» Requirements: Without the pictures, write out all the lines below exactly as they appear.

--- begin Material provided ---

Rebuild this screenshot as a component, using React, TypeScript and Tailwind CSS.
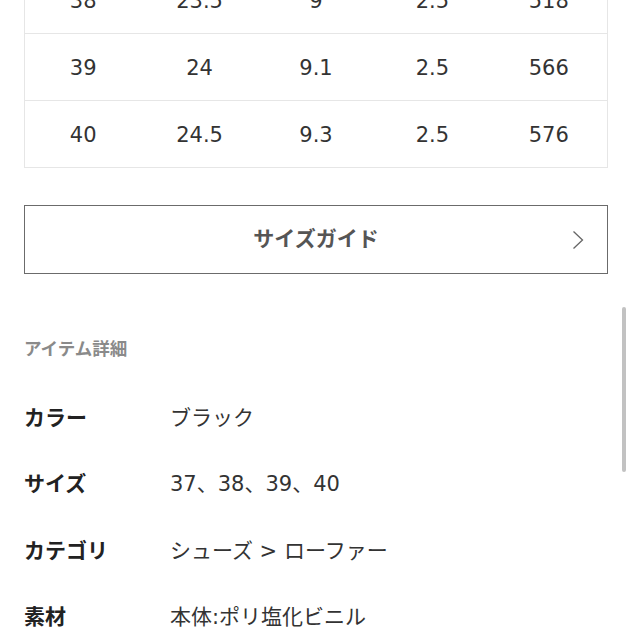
const rows = [
  ["38", "23.5", "9", "2.5", "518"],
  ["39", "24", "9.1", "2.5", "566"],
  ["40", "24.5", "9.3", "2.5", "576"],
];

const details = [
  ["カラー", "ブラック"],
  ["サイズ", "37、38、39、40"],
  ["カテゴリ", "シューズ > ローファー"],
  ["素材", "本体:ポリ塩化ビニル"],
];

export default function App() {
  return (
    <div
      className="relative w-[632px] h-[632px] overflow-hidden bg-white"
      style={{ fontFamily: "'DejaVu Sans', 'Noto Sans CJK JP', sans-serif" }}
    >
      {/* サイズ表 (上は切れている) */}
      <div className="mx-6 -mt-[34px] border border-[#e6e6e6]">
        {rows.map((r, i) => (
          <div
            key={r[0]}
            className={`grid grid-cols-5 h-[66px] items-center pt-[3px] text-[21px] text-[#333] ${
              i > 0 ? "border-t border-[#e6e6e6] h-[67px]" : ""
            }`}
          >
            {r.map((c, j) => (
              <div key={j} className="text-center">
                {c}
              </div>
            ))}
          </div>
        ))}
      </div>

      {/* サイズガイド */}
      <button className="relative mx-6 mt-[37px] flex h-[69px] w-[584px] items-center justify-center border border-[#6b6b6b] bg-white">
        <span className="text-[21px] font-bold text-[#555]">サイズガイド</span>
        <svg
          className="absolute right-[23px] top-1/2 -translate-y-1/2"
          width="12"
          height="20"
          viewBox="0 0 12 20"
          fill="none"
        >
          <path d="M1.5 1.5 L10.5 10 L1.5 18.5" stroke="#666" strokeWidth="1.3" />
        </svg>
      </button>

      {/* アイテム詳細 */}
      <div className="mx-6 mt-[63px] text-[17.5px] leading-[25px] font-bold text-[#8a8a8a]">
        アイテム詳細
      </div>

      <div className="mx-6 mt-[23px]">
        {details.map(([k, v]) => (
          <div key={k} className="flex h-[66.5px] items-center text-[21px]">
            <div className="w-[146px] font-bold text-[#222]">{k}</div>
            <div className="text-[#333]">{v}</div>
          </div>
        ))}
      </div>

      {/* スクロールバー */}
      <div className="absolute right-[6px] top-[307px] h-[165px] w-[4px] rounded-full bg-[#c2c2c2]" />
    </div>
  );
}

--- end Material provided ---

» Response to this exercise:
Rebuild this screenshot as a component, using React, TypeScript and Tailwind CSS.
const rows = [
  ["38", "23.5", "9", "2.5", "518"],
  ["39", "24", "9.1", "2.5", "566"],
  ["40", "24.5", "9.3", "2.5", "576"],
];

const details = [
  ["カラー", "ブラック"],
  ["サイズ", "37、38、39、40"],
  ["カテゴリ", "シューズ > ローファー"],
  ["素材", "本体:ポリ塩化ビニル"],
];

export default function App() {
  return (
    <div
      className="relative w-[632px] h-[632px] overflow-hidden bg-white"
      style={{ fontFamily: "'DejaVu Sans', 'Noto Sans CJK JP', sans-serif" }}
    >
      {/* サイズ表 (上は切れている) */}
      <div className="mx-6 -mt-[34px] border border-[#e6e6e6]">
        {rows.map((r, i) => (
          <div
            key={r[0]}
            className={`grid grid-cols-5 h-[66px] items-center pt-[3px] text-[21px] text-[#333] ${
              i > 0 ? "border-t border-[#e6e6e6] h-[67px]" : ""
            }`}
          >
            {r.map((c, j) => (
              <div key={j} className="text-center">
                {c}
              </div>
            ))}
          </div>
        ))}
      </div>

      {/* サイズガイド */}
      <button className="relative mx-6 mt-[37px] flex h-[69px] w-[584px] items-center justify-center border border-[#6b6b6b] bg-white">
        <span className="text-[21px] font-bold text-[#555]">サイズガイド</span>
        <svg
          className="absolute right-[23px] top-1/2 -translate-y-1/2"
          width="12"
          height="20"
          viewBox="0 0 12 20"
          fill="none"
        >
          <path d="M1.5 1.5 L10.5 10 L1.5 18.5" stroke="#666" strokeWidth="1.3" />
        </svg>
      </button>

      {/* アイテム詳細 */}
      <div className="mx-6 mt-[63px] text-[17.5px] leading-[25px] font-bold text-[#8a8a8a]">
        アイテム詳細
      </div>

      <div className="mx-6 mt-[23px]">
        {details.map(([k, v]) => (
          <div key={k} className="flex h-[66.5px] items-center text-[21px]">
            <div className="w-[146px] font-bold text-[#222]">{k}</div>
            <div className="text-[#333]">{v}</div>
          </div>
        ))}
      </div>

      {/* スクロールバー */}
      <div className="absolute right-[6px] top-[307px] h-[165px] w-[4px] rounded-full bg-[#c2c2c2]" />
    </div>
  );
}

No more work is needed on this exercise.